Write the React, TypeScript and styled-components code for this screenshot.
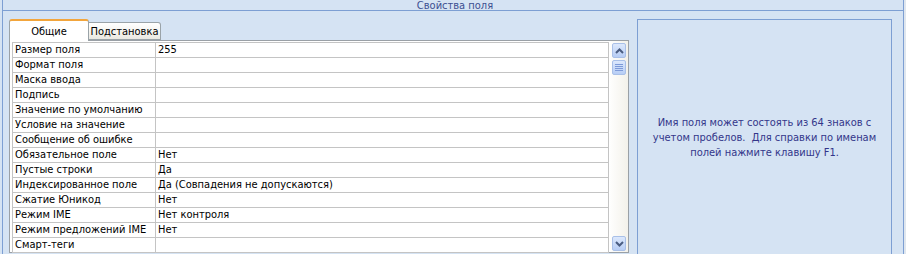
import React from "react";
import styled, { createGlobalStyle } from "styled-components";

const Global = createGlobalStyle`
  html, body { margin: 0; padding: 0; background: #ffffff; }
  body { width: 906px; height: 258px; overflow: hidden; font-family: "DejaVu Sans Condensed", "DejaVu Sans", Tahoma, sans-serif; }
`;

const Page = styled.div`
  width: 906px;
  height: 254px;
  background: linear-gradient(to right, #d5e3f3 0, #d5e3f3 904px, #dfe6ee 904px);
  display: flex;
  flex-direction: column;
`;

const Frame = styled.div`
  margin-left: 2px;
  width: 900px;
  height: 254px;
  border-left: 1px solid #7d9fd3;
  border-right: 1px solid #7d9fd3;
  background: #d5e3f3;
  display: flex;
  flex-direction: column;
`;

const Header = styled.div`
  height: 10px;
  border-bottom: 1px solid #7d9fd3;
  overflow: hidden;
  display: flex;
  justify-content: center;
  align-items: flex-end;
  color: #3c4f91;
  font-size: 11px;
  line-height: 13px;
`;

const HeaderText = styled.span`
  display: block;
  margin-bottom: -2px;
  padding-left: 4px;
`;

const Body = styled.div`
  flex: 1;
  display: flex;
  padding: 8px 0 0 6px;
  gap: 8px;
`;

const LeftPanel = styled.div`
  width: 620px;
  display: flex;
  flex-direction: column;
`;

const TabStrip = styled.div`
  height: 21px;
  display: flex;
  align-items: flex-end;
`;

const Tab = styled.div<{ $active?: boolean }>`
  box-sizing: border-box;
  height: ${(p) => (p.$active ? 22 : 18)}px;
  width: ${(p) => (p.$active ? 80 : 72)}px;
  margin-bottom: ${(p) => (p.$active ? -1 : 0)}px;
  background: ${(p) =>
    p.$active ? "#ffffff" : "linear-gradient(to bottom, #ffffff 0%, #f4f3ee 60%, #e9e8e2 100%)"};
  border: 1px solid #9aa3a8;
  border-bottom: ${(p) => (p.$active ? "none" : "1px solid #9aa3a8")};
  border-top: ${(p) => (p.$active ? "2px solid #f2a53c" : "1px solid #9aa3a8")};
  border-radius: ${(p) => (p.$active ? "3px 3px 0 0" : "0 3px 0 0")};
  border-left: ${(p) => (p.$active ? "1px solid #9aa3a8" : "none")};
  font-size: 11px;
  color: #000;
  display: flex;
  justify-content: center;
  align-items: center;
  padding-top: ${(p) => (p.$active ? 0 : 1)}px;
  position: relative;
  z-index: ${(p) => (p.$active ? 1 : 0)};
`;

const GridBox = styled.div`
  box-sizing: border-box;
  height: 213px;
  border: 1px solid #9aa0a6;
  background: #ffffff;
  display: flex;
  padding: 1px 0 0 2px;
`;

const Rows = styled.div`
  width: 597px;
  display: flex;
  flex-direction: column;
`;

const Row = styled.div`
  height: 15px;
  box-sizing: border-box;
  display: grid;
  grid-template-columns: 143px 1fr;
  border-bottom: 1px solid #c4c4c4;
  border-right: 1px solid #c4c4c4;
  border-left: 1px solid #c4c4c4;
  font-size: 11px;
  line-height: 14px;
  color: #000;
  &:first-child { border-top: 1px solid #c4c4c4; height: 16px; }
`;

const Cell = styled.div<{ $label?: boolean }>`
  padding-left: 2px;
  white-space: nowrap;
  overflow: hidden;
  border-right: ${(p) => (p.$label ? "1px solid #c4c4c4" : "none")};
`;

const ScrollBar = styled.div`
  width: 18px;
  margin-left: 1px;
  margin-top: -1px;
  background: linear-gradient(to right, #fefefd, #f3f1ea);
  display: flex;
  flex-direction: column;
  align-items: center;
  padding-top: 2px;
  box-sizing: border-box;
`;

const SBtn = styled.div<{ $mt?: number; $mb?: number }>`
  width: 14px;
  height: 15px;
  margin-top: ${(p) => p.$mt ?? 0}px;
  margin-bottom: ${(p) => p.$mb ?? 0}px;
  box-sizing: border-box;
  border: 1px solid #a9c0e8;
  border-radius: 2px;
  background: linear-gradient(to bottom, #dce8fc, #b7cdf5);
  display: flex;
  align-items: center;
  justify-content: center;
`;

const Spacer = styled.div`
  flex: 1;
`;

const HelpPanel = styled.div`
  box-sizing: border-box;
  width: 255px;
  height: 235px;
  border: 1px solid #7d9fd3;
  border-bottom: none;
  display: flex;
  align-items: center;
  justify-content: center;
  text-align: center;
  color: #33368a;
  font-size: 11px;
  line-height: 15px;
  padding: 0 4px;
  white-space: nowrap;
`;

const rows: [string, string][] = [
  ["Размер поля", "255"],
  ["Формат поля", ""],
  ["Маска ввода", ""],
  ["Подпись", ""],
  ["Значение по умолчанию", ""],
  ["Условие на значение", ""],
  ["Сообщение об ошибке", ""],
  ["Обязательное поле", "Нет"],
  ["Пустые строки", "Да"],
  ["Индексированное поле", "Да (Совпадения не допускаются)"],
  ["Сжатие Юникод", "Нет"],
  ["Режим IME", "Нет контроля"],
  ["Режим предложений IME", "Нет"],
  ["Смарт-теги", ""],
];

const UpArrow = () => (
  <svg width="9" height="6" viewBox="0 0 9 6">
    <path d="M1 5 L4.5 1.5 L8 5" fill="none" stroke="#4a5d82" strokeWidth="2" />
  </svg>
);
const DownArrow = () => (
  <svg width="9" height="6" viewBox="0 0 9 6">
    <path d="M1 1 L4.5 4.5 L8 1" fill="none" stroke="#4a5d82" strokeWidth="2" />
  </svg>
);
const Grip = () => (
  <svg width="8" height="7" viewBox="0 0 8 7">
    <path d="M0 0.5 H8 M0 2.5 H8 M0 4.5 H8 M0 6.5 H8" stroke="#7d9ad8" strokeWidth="1" />
  </svg>
);

export default function App() {
  return (
    <>
      <Global />
      <Page>
        <Frame>
          <Header>
            <HeaderText>Свойства поля</HeaderText>
          </Header>
          <Body>
            <LeftPanel>
              <TabStrip>
                <Tab $active>Общие</Tab>
                <Tab>Подстановка</Tab>
              </TabStrip>
              <GridBox>
                <Rows>
                  {rows.map(([l, v]) => (
                    <Row key={l}>
                      <Cell $label>{l}</Cell>
                      <Cell>{v}</Cell>
                    </Row>
                  ))}
                </Rows>
                <ScrollBar>
                  <SBtn>
                    <UpArrow />
                  </SBtn>
                  <SBtn $mt={2}>
                    <Grip />
                  </SBtn>
                  <Spacer />
                  <SBtn $mb={1}>
                    <DownArrow />
                  </SBtn>
                </ScrollBar>
              </GridBox>
            </LeftPanel>
            <HelpPanel>
              <div>
                Имя поля может состоять из 64 знаков с<br />
                учетом пробелов.&nbsp; Для справки по именам<br />
                полей нажмите клавишу F1.
              </div>
            </HelpPanel>
          </Body>
        </Frame>
      </Page>
    </>
  );
}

* **Task description**:
Copy out all of the data word for word. Do not carry over any picture.

* **Exercise output**:
Write the React, TypeScript and styled-components code for this screenshot.
import React from "react";
import styled, { createGlobalStyle } from "styled-components";

const Global = createGlobalStyle`
  html, body { margin: 0; padding: 0; background: #ffffff; }
  body { width: 906px; height: 258px; overflow: hidden; font-family: "DejaVu Sans Condensed", "DejaVu Sans", Tahoma, sans-serif; }
`;

const Page = styled.div`
  width: 906px;
  height: 254px;
  background: linear-gradient(to right, #d5e3f3 0, #d5e3f3 904px, #dfe6ee 904px);
  display: flex;
  flex-direction: column;
`;

const Frame = styled.div`
  margin-left: 2px;
  width: 900px;
  height: 254px;
  border-left: 1px solid #7d9fd3;
  border-right: 1px solid #7d9fd3;
  background: #d5e3f3;
  display: flex;
  flex-direction: column;
`;

const Header = styled.div`
  height: 10px;
  border-bottom: 1px solid #7d9fd3;
  overflow: hidden;
  display: flex;
  justify-content: center;
  align-items: flex-end;
  color: #3c4f91;
  font-size: 11px;
  line-height: 13px;
`;

const HeaderText = styled.span`
  display: block;
  margin-bottom: -2px;
  padding-left: 4px;
`;

const Body = styled.div`
  flex: 1;
  display: flex;
  padding: 8px 0 0 6px;
  gap: 8px;
`;

const LeftPanel = styled.div`
  width: 620px;
  display: flex;
  flex-direction: column;
`;

const TabStrip = styled.div`
  height: 21px;
  display: flex;
  align-items: flex-end;
`;

const Tab = styled.div<{ $active?: boolean }>`
  box-sizing: border-box;
  height: ${(p) => (p.$active ? 22 : 18)}px;
  width: ${(p) => (p.$active ? 80 : 72)}px;
  margin-bottom: ${(p) => (p.$active ? -1 : 0)}px;
  background: ${(p) =>
    p.$active ? "#ffffff" : "linear-gradient(to bottom, #ffffff 0%, #f4f3ee 60%, #e9e8e2 100%)"};
  border: 1px solid #9aa3a8;
  border-bottom: ${(p) => (p.$active ? "none" : "1px solid #9aa3a8")};
  border-top: ${(p) => (p.$active ? "2px solid #f2a53c" : "1px solid #9aa3a8")};
  border-radius: ${(p) => (p.$active ? "3px 3px 0 0" : "0 3px 0 0")};
  border-left: ${(p) => (p.$active ? "1px solid #9aa3a8" : "none")};
  font-size: 11px;
  color: #000;
  display: flex;
  justify-content: center;
  align-items: center;
  padding-top: ${(p) => (p.$active ? 0 : 1)}px;
  position: relative;
  z-index: ${(p) => (p.$active ? 1 : 0)};
`;

const GridBox = styled.div`
  box-sizing: border-box;
  height: 213px;
  border: 1px solid #9aa0a6;
  background: #ffffff;
  display: flex;
  padding: 1px 0 0 2px;
`;

const Rows = styled.div`
  width: 597px;
  display: flex;
  flex-direction: column;
`;

const Row = styled.div`
  height: 15px;
  box-sizing: border-box;
  display: grid;
  grid-template-columns: 143px 1fr;
  border-bottom: 1px solid #c4c4c4;
  border-right: 1px solid #c4c4c4;
  border-left: 1px solid #c4c4c4;
  font-size: 11px;
  line-height: 14px;
  color: #000;
  &:first-child { border-top: 1px solid #c4c4c4; height: 16px; }
`;

const Cell = styled.div<{ $label?: boolean }>`
  padding-left: 2px;
  white-space: nowrap;
  overflow: hidden;
  border-right: ${(p) => (p.$label ? "1px solid #c4c4c4" : "none")};
`;

const ScrollBar = styled.div`
  width: 18px;
  margin-left: 1px;
  margin-top: -1px;
  background: linear-gradient(to right, #fefefd, #f3f1ea);
  display: flex;
  flex-direction: column;
  align-items: center;
  padding-top: 2px;
  box-sizing: border-box;
`;

const SBtn = styled.div<{ $mt?: number; $mb?: number }>`
  width: 14px;
  height: 15px;
  margin-top: ${(p) => p.$mt ?? 0}px;
  margin-bottom: ${(p) => p.$mb ?? 0}px;
  box-sizing: border-box;
  border: 1px solid #a9c0e8;
  border-radius: 2px;
  background: linear-gradient(to bottom, #dce8fc, #b7cdf5);
  display: flex;
  align-items: center;
  justify-content: center;
`;

const Spacer = styled.div`
  flex: 1;
`;

const HelpPanel = styled.div`
  box-sizing: border-box;
  width: 255px;
  height: 235px;
  border: 1px solid #7d9fd3;
  border-bottom: none;
  display: flex;
  align-items: center;
  justify-content: center;
  text-align: center;
  color: #33368a;
  font-size: 11px;
  line-height: 15px;
  padding: 0 4px;
  white-space: nowrap;
`;

const rows: [string, string][] = [
  ["Размер поля", "255"],
  ["Формат поля", ""],
  ["Маска ввода", ""],
  ["Подпись", ""],
  ["Значение по умолчанию", ""],
  ["Условие на значение", ""],
  ["Сообщение об ошибке", ""],
  ["Обязательное поле", "Нет"],
  ["Пустые строки", "Да"],
  ["Индексированное поле", "Да (Совпадения не допускаются)"],
  ["Сжатие Юникод", "Нет"],
  ["Режим IME", "Нет контроля"],
  ["Режим предложений IME", "Нет"],
  ["Смарт-теги", ""],
];

const UpArrow = () => (
  <svg width="9" height="6" viewBox="0 0 9 6">
    <path d="M1 5 L4.5 1.5 L8 5" fill="none" stroke="#4a5d82" strokeWidth="2" />
  </svg>
);
const DownArrow = () => (
  <svg width="9" height="6" viewBox="0 0 9 6">
    <path d="M1 1 L4.5 4.5 L8 1" fill="none" stroke="#4a5d82" strokeWidth="2" />
  </svg>
);
const Grip = () => (
  <svg width="8" height="7" viewBox="0 0 8 7">
    <path d="M0 0.5 H8 M0 2.5 H8 M0 4.5 H8 M0 6.5 H8" stroke="#7d9ad8" strokeWidth="1" />
  </svg>
);

export default function App() {
  return (
    <>
      <Global />
      <Page>
        <Frame>
          <Header>
            <HeaderText>Свойства поля</HeaderText>
          </Header>
          <Body>
            <LeftPanel>
              <TabStrip>
                <Tab $active>Общие</Tab>
                <Tab>Подстановка</Tab>
              </TabStrip>
              <GridBox>
                <Rows>
                  {rows.map(([l, v]) => (
                    <Row key={l}>
                      <Cell $label>{l}</Cell>
                      <Cell>{v}</Cell>
                    </Row>
                  ))}
                </Rows>
                <ScrollBar>
                  <SBtn>
                    <UpArrow />
                  </SBtn>
                  <SBtn $mt={2}>
                    <Grip />
                  </SBtn>
                  <Spacer />
                  <SBtn $mb={1}>
                    <DownArrow />
                  </SBtn>
                </ScrollBar>
              </GridBox>
            </LeftPanel>
            <HelpPanel>
              <div>
                Имя поля может состоять из 64 знаков с<br />
                учетом пробелов.&nbsp; Для справки по именам<br />
                полей нажмите клавишу F1.
              </div>
            </HelpPanel>
          </Body>
        </Frame>
      </Page>
    </>
  );
}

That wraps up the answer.